"Guilty Conscience" is a song by American rapper Eminem, featuring American hip hop record producer Dr. Dre. It was released as the third and final single from Eminem's The Slim Shady LP (1999). It was also released on his 2005 greatest hits album Curtain Call: The Hits.
While Eminem and Dr. Dre were at a gym, they were talking about song concepts, and Dre said that they should do a song together called "Night 'n' Day", where everything Dre was saying, Eminem would say the complete opposite. Eminem thought about it and went home that same night and began writing it. An announcer from a talent agency, Mark Avery, was hired to come in to voice the narrator. Eminem and co. told him his parts and what he had to say, and they made the skit around what he said.
Allmusic highlighted this song on LP. David Browne noted that Eminem's "coldly-calculated-to-offend alter ego considers date rape".
The video for "Guilty Conscience" has a nonstop back-beat with a chorus, unlike the album version, and a different narrator, played by actor Robert Culp. The lyrics in the chorus samples the song "I Will Follow Him" by Little Peggy March ("These voices, I hear them. And, when they talk, I'll follow"). The version that aired on MTV eliminated the murder at the end of the song and converted it into an escalating argument between Eminem and Dre with no resolution. The Director's Cut leaves the murder in. The video is produced using the bullet time technique, depicting Eminem and Dr. Dre rapping to the song's protagonists on how to deal with their conflicting situations: including a man's temptation to robbing a liquor store, a college student's urge to have sex with an underage girl at a frat party, and the urge of a construction worker to murder his wife after he catches her cheating with another man. Dr. Dre poses as the "good conscience" and wins the first arguments (Eddie) while Eminem poses as the "evil conscience" and wins the second (Stan). However, in the third argument, which is over the actions Grady (the construction worker) should take when he catches his wife cheating with another man, Eminem's taunting and accusations of hypocrisy coaxes Dr. Dre into agreeing with him that Grady should kill them both and subsequently Dre suggests that Grady should get his gun and murder his wife and her lover. The song contains a sample from the Ronald Stein song "Pigs Go Home" from the soundtrack to the film Getting Straight. Eminem later released "Guilty Conscience" on his greatest hits album, Curtain Call: The Hits. The nonstop back-beat and chorus from the music video were only used in the edited version of the song, but the narrator was not changed. The video won the "Hottest Music Video" award at the Online Hip-Hop Awards in 2000. The video was listed on MuchMusic's 50 Most Controversial Videos at No. 38 for its promotion on how people get crossed with their consciences.

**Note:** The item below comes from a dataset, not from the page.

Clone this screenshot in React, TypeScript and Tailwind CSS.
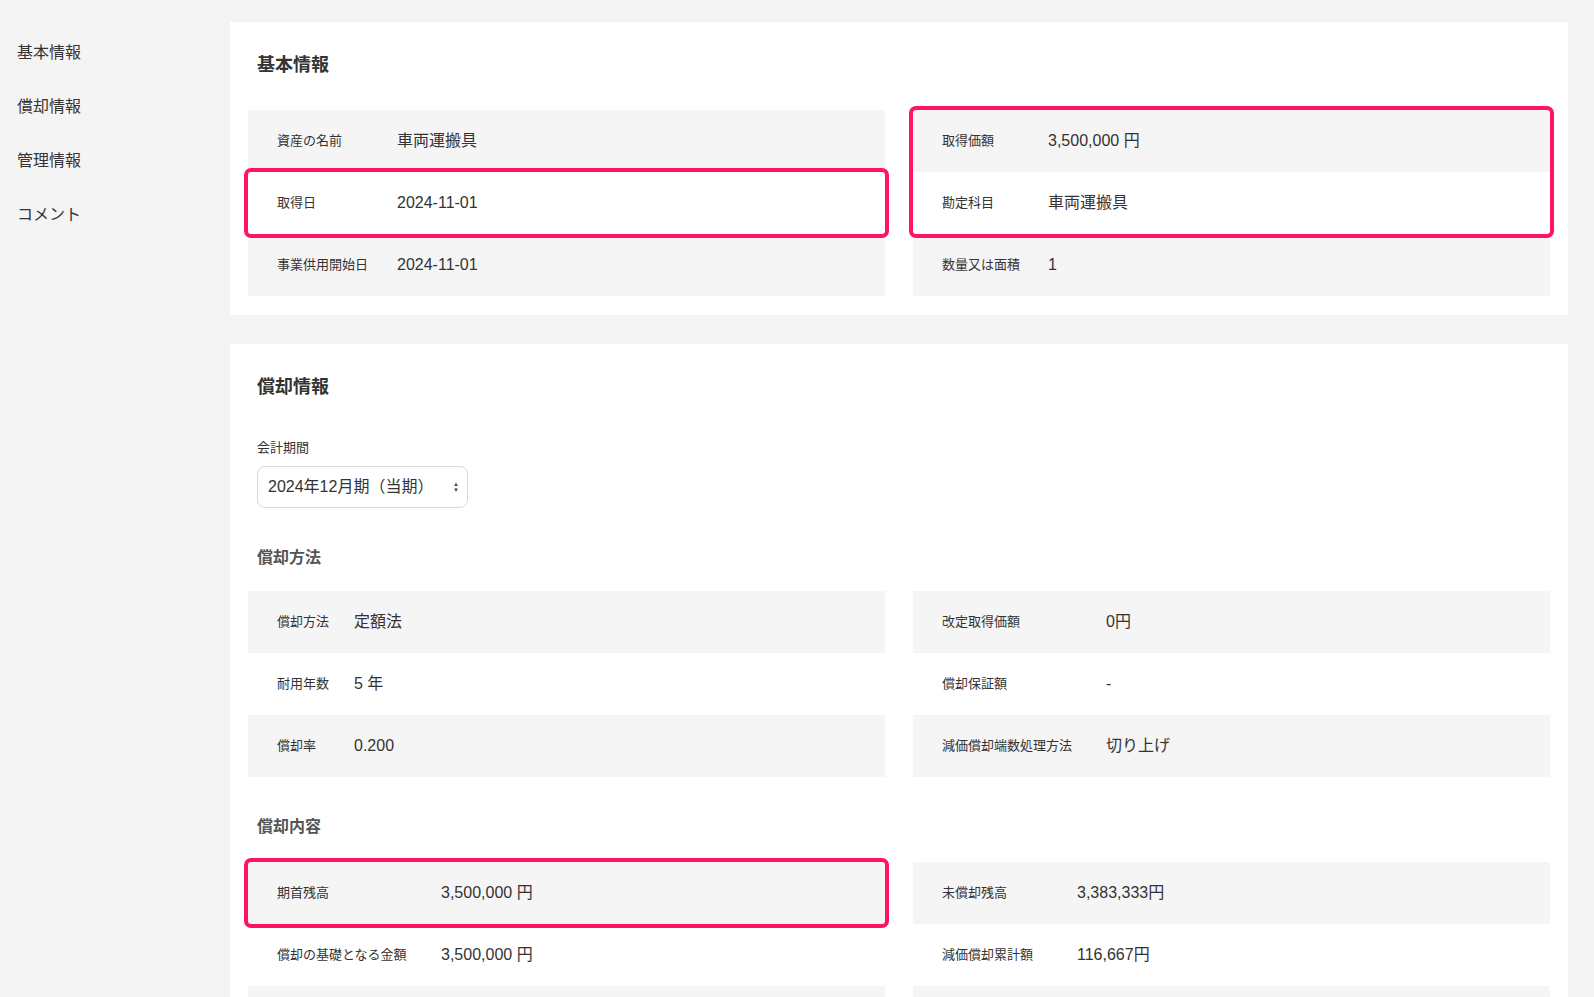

In September 2003, 70-year-old widow Harlene Stein filed suit against Eminem and Dr. Dre on the grounds that "Guilty Conscience" contains an unauthorized sample of "Pigs Go Home" composed for the film Getting Straight by her husband, Ronald Stein, who died in 1988. Although the album's liner notes state that the song contains an interpolation of "Pigs Go Home", Stein is not credited as a composer and his wife was not paid royalties for use of the song. The lawsuit requested 5 percent of the retail list price of 90 percent of all the copies of the record sold in America, and 2.5 percent of the retail price of 90 percent of the copies of the album sold internationally. The suit was dismissed in June 2004 for lack of subject matter jurisdiction.